We considered ten methods and investigated the recommendations they generated. Two of them are baseline recommenders, and the other eight are state-of-the-art algorithms. These algorithms are:

  • Non-Personalized: Random and TopPopular.
  • Neighbor-based: UserKNN and ItemKNN.
  • Matrix-Factorized: GMF, NeuMF.
  • Graph: P3-Alpha and RP3-Beta.
  • Content: ItemKNN-CB.
  • Hybrid: CoupledCF.

Real-world observations

We characterize how the proposed principles were met in the lists of courses suggested by the algorithms considered. Here’s a summary of the main outcomes:

  • Recommenders that embed content metadata ensure higher equality across learners. When the recommender uses only user-item interactions, the equality is reduced. This holds regardless of the algorithm’s subfamily.
  • Recommenders with high consistency lead to higher equality of recommended learning opportunities. This property is stronger for neural collaborative, content-based, and hybrid recommenders.
  • Quality, validity, and manageability are guaranteed to a high extent by different recommenders, regardless of the family. Familiarity, affordability, learnability, and variety experience low absolute values and substantial deviations over algorithms, independently of the algorithm’s subfamily.
  • Familiarity, learnability, and affordability are the most influencing principles on the overall consistency across principles. This effect is stronger for content-based and hybrid recommenders.
  • Learners who interacted with courses aligned with the principles are likely to receive recommendations that meet those principles. Similar learners in terms of consistency in the courses they took are likely to receive a similar treatment in terms of future consistency.

Optimizing for equality of learning opportunities

With the observations made so far, we conjecture that re-ranking each list of recommendations to maximize the considered principles will lead to higher consistency, and, consequently, to higher equality.

For each learner, our goal is to determine an optimal set k courses to be recommended to that learner, so that the principles pursued by the platform are met while preserving accuracy (i.e., the extent to which the recommended items are among those included in the test set for that learner, meaning that the recommender system predicts well the future interests of the learner). To this end, we capitalize on a maximum marginal relevance approach.

For each position of the ranking, for each course, we compute the weighted sum between (i) the relevance of that course for the learner and (ii) the consistency the recommended list to the learner would achieve if we include that course in the list of recommendations.

Evaluation scenario and experimental results

We run experiments to assess (i) the influence of our procedure and the weight-based strategy on accuracy, consistency, and equality, and (ii) the relation between a loss in accuracy and a gain in consistency and equality while applying our procedure. To this end, we envisioned three approaches of principle weight assignment:

  • Glob assigns the same weight to all the principles, for all users. This method would not account for the level of consistency the recommended list to a given user already achieved and will treat all the principles equally.
  • User assigns, to a principle, a weight proportional to the consistency gap for that principle concerning the target of the platform, computed during the exploratory analysis. The consistency gap for a principle has been obtained by averaging the individual consistency gaps across users.
  • Pers, given a user, assigns the weight for a principle by considering only their (individual) consistency gap for that principle. Thus, different weights are used along with the user population.

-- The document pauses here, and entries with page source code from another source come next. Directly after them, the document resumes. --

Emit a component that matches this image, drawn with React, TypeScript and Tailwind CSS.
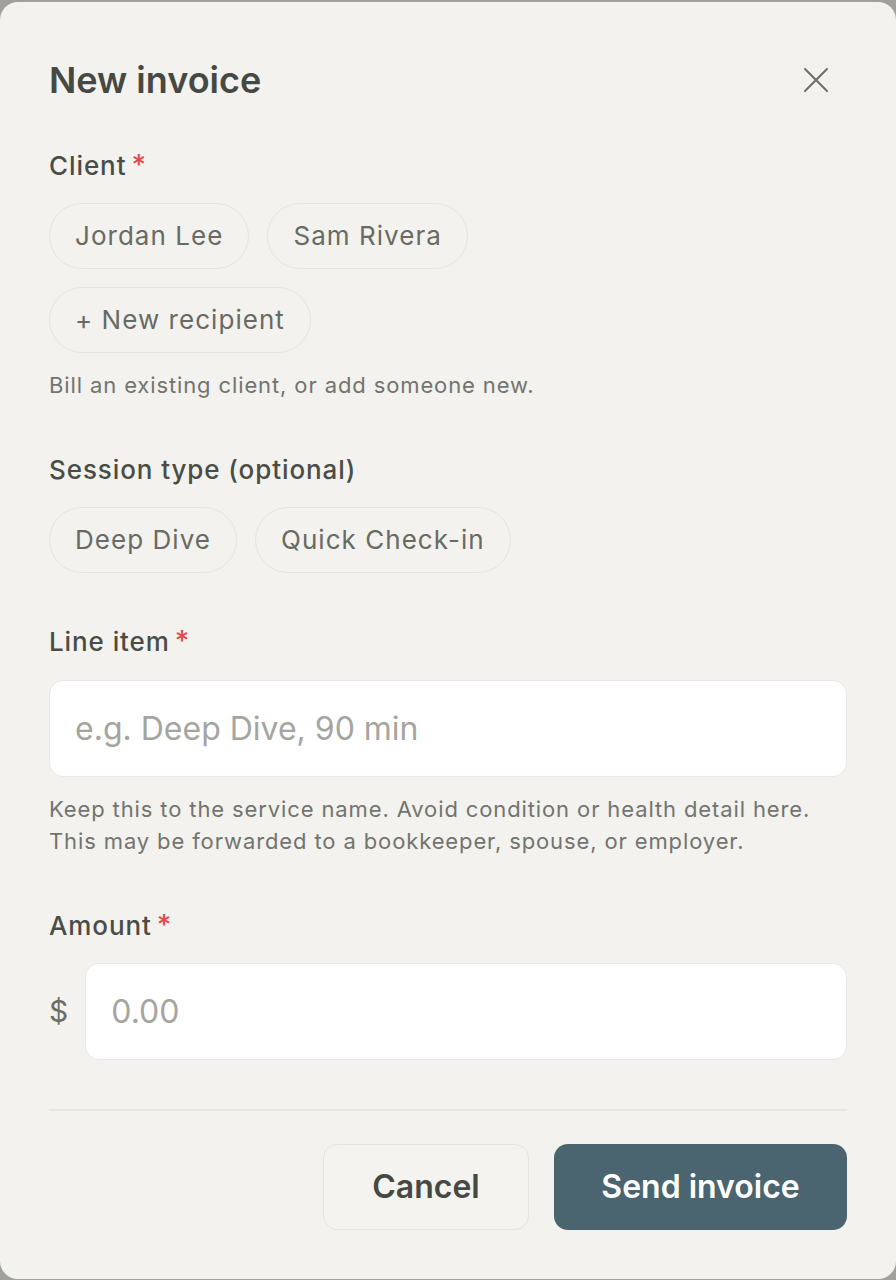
import React from "react";

function Chip({ label }: { label: string }) {
  return (
    <button className="h-[66px] px-[25px] rounded-full border-[1.5px] border-[#e6e4df] bg-[#f3f2ee] text-[26px] tracking-[0.04em] text-[#686a64] leading-none">
      {label}
    </button>
  );
}

function Label({ text, required }: { text: string; required?: boolean }) {
  return (
    <div className="h-[36px] text-[26px] leading-[36px] font-medium tracking-[0.035em] text-[#4a4d47]">
      {text}
      {required && <span className="ml-[5px] text-[28px] leading-none text-[#e5484d]">*</span>}
    </div>
  );
}

export default function App() {
  return (
    <div className="min-h-screen bg-[#a0a19a] pt-[2px] font-['Inter',sans-serif]">
      <div className="bg-[#f3f2ee] rounded-[18px] px-[49px] pt-[56px] pb-[49px] flex flex-col">
        {/* header */}
        <div className="flex items-center justify-between">
          <h1 className="text-[36px] leading-[44px] font-semibold text-[#464943]">New invoice</h1>
          <button className="mr-[19px] text-[#6b6d68]">
            <svg width="24" height="24" viewBox="0 0 24 24" fill="none" stroke="currentColor" strokeWidth="2" strokeLinecap="round">
              <path d="M1 1L23 23M23 1L1 23" />
            </svg>
          </button>
        </div>

        {/* client */}
        <div className="mt-[46px]">
          <Label text="Client" required />
          <div className="mt-[19px] flex flex-wrap gap-[18px] w-[440px]">
            <Chip label="Jordan Lee" />
            <Chip label="Sam Rivera" />
            <Chip label="+ New recipient" />
          </div>
          <p className="mt-[16px] text-[22px] leading-[32px] tracking-[0.04em] text-[#72746e]">
            Bill an existing client, or add someone new.
          </p>
        </div>

        {/* session type */}
        <div className="mt-[51px]">
          <Label text="Session type (optional)" />
          <div className="mt-[19px] flex flex-wrap gap-[18px]">
            <Chip label="Deep Dive" />
            <Chip label="Quick Check-in" />
          </div>
        </div>

        {/* line item */}
        <div className="mt-[51px]">
          <Label text="Line item" required />
          <input
            className="mt-[20px] w-full h-[97px] rounded-[14px] border-[1.5px] border-[#eae8e3] bg-white px-[25px] text-[32px] text-[#464943] placeholder:text-[#a5a5a0] outline-none"
            placeholder="e.g. Deep Dive, 90 min"
          />
          <p className="mt-[16px] text-[22px] leading-[32px] tracking-[0.04em] text-[#72746e]">
            Keep this to the service name. Avoid condition or health detail here.
            <br />
            This may be forwarded to a bookkeeper, spouse, or employer.
          </p>
        </div>

        {/* amount */}
        <div className="mt-[51px]">
          <Label text="Amount" required />
          <div className="mt-[19px] flex items-center gap-[17px]">
            <span className="text-[30px] text-[#6b6d66]">$</span>
            <input
              className="flex-1 h-[97px] rounded-[14px] border-[1.5px] border-[#eae8e3] bg-white px-[25px] text-[32px] text-[#464943] placeholder:text-[#a5a5a0] outline-none"
              placeholder="0.00"
            />
          </div>
        </div>

        <div className="mt-[49px] h-[2px] bg-[#e8e6e1]" />

        {/* footer */}
        <div className="mt-[33px] flex justify-end gap-[25px]">
          <button className="h-[86px] w-[206px] rounded-[14px] border-[1.5px] border-[#e6e4df] bg-[#f4f3ef] text-[32px] font-semibold text-[#464943]">
            Cancel
          </button>
          <button className="h-[86px] w-[293px] rounded-[14px] bg-[#4a6570] text-[32px] font-semibold text-white">
            Send invoice
          </button>
        </div>
      </div>
    </div>
  );
}
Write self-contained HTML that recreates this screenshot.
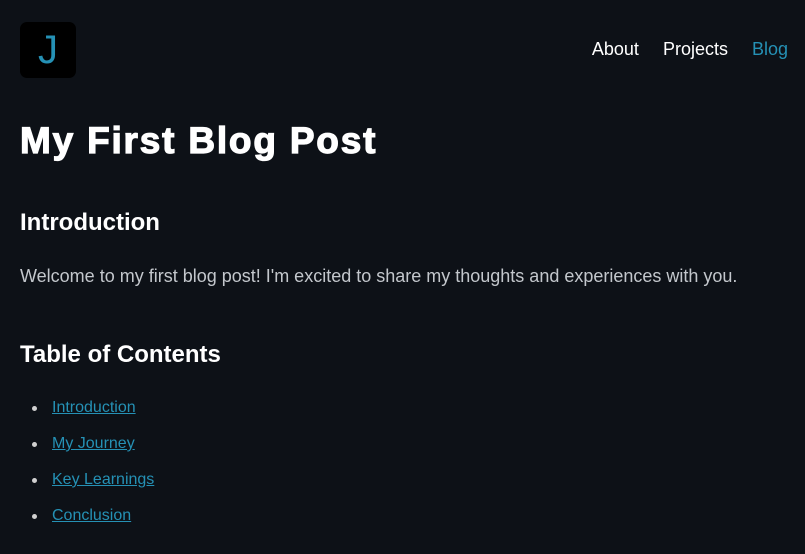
<!DOCTYPE html>
<html><head><meta charset="utf-8"><style>
html,body{margin:0;background:#0d1117;width:805px;height:554px;overflow:hidden;font-family:"Liberation Sans",Arial,sans-serif;color:#fff}
.logo{position:absolute;left:20px;top:22px;width:56px;height:56px;background:#000;border-radius:7px;color:#2591b5;font-size:40px;font-weight:normal;text-align:center;line-height:56px;font-family:"Liberation Sans",sans-serif;}
.nav{position:absolute;top:39px;right:17px;font-size:18px}
.nav span{margin-left:24px}
h1{position:absolute;left:20px;top:119px;margin:0;font-size:37px;font-weight:bold;-webkit-text-stroke:1.2px #fff;letter-spacing:1.8px;line-height:44px}
h2{position:absolute;left:20px;margin:0;font-size:24px;font-weight:bold;line-height:28px}
p{position:absolute;left:20px;top:265px;margin:0;font-size:18px;color:#c3c7cc;line-height:22px}
ul{position:absolute;left:0;top:398px;margin:0;padding:0 0 0 52px;list-style:none;color:#d0d0d0;font-size:16px}
li{height:36px;line-height:20px;position:relative}
li:before{content:"";position:absolute;left:-20px;top:8px;width:5px;height:5px;border-radius:50%;background:#d0d0d0}
a{color:#2591b5;text-decoration:underline}
</style></head><body>
<div class="logo">J</div>
<div class="nav"><span>About</span><span>Projects</span><span style="color:#2591b5">Blog</span></div>
<h1>My First Blog Post</h1>
<h2 style="top:209px">Introduction</h2>
<p>Welcome to my first blog post! I'm excited to share my thoughts and experiences with you.</p>
<h2 style="top:341px">Table of Contents</h2>
<ul><li><a>Introduction</a></li><li><a>My Journey</a></li><li><a>Key Learnings</a></li><li><a>Conclusion</a></li></ul>
</body></html>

Here are the main outcomes emerging from our evaluation:

  • The considered weight assignment strategies do not differ in terms of accuracy loss. However, User and Pers lead to consistency and equality values higher than Glob, at the same λ (which expresses the trade-off between accuracy and learning opportunity consistency). This property means that higher equality of recommended learning opportunities can be achieved by considering the consistency gaps experienced by the individual learner for each principle.
  • Controlling learning opportunity results in higher consistency for all principles, except for Quality and Massiveness that maintain stable consistency scores. Quality may decrease in some cases with collaborative filtering.

Conclusions

Based on the results, we can conclude that:

  1. Recommendation algorithms tend to produce ranked lists with low equality of recommended learning opportunities across learners, especially when the algorithm uses only user-item interactions as training data.
  2. Under our definition of the targeted principles, equality of quality, validity, and manageability are guaranteed by recommenders. Familiarity, affordability, learnability, and variety exhibit strong deviations over algorithms.
  3. Optimizing recommendations for consistency concerning a set of principles leads to higher equality of recommended learning opportunities. This effect is remarkable when learner-specific weights are adopted.
  4. Controlling learning opportunity results in higher familiarity, variety, and affordability while maintaining stable values for the other principles. However, quality may experience small losses after applying our procedure.
  5. The impact of our approach on accuracy and consistency depends on the density of the relevance score distribution of the original recommendation algorithm. The higher the density, the higher the drop in accuracy is.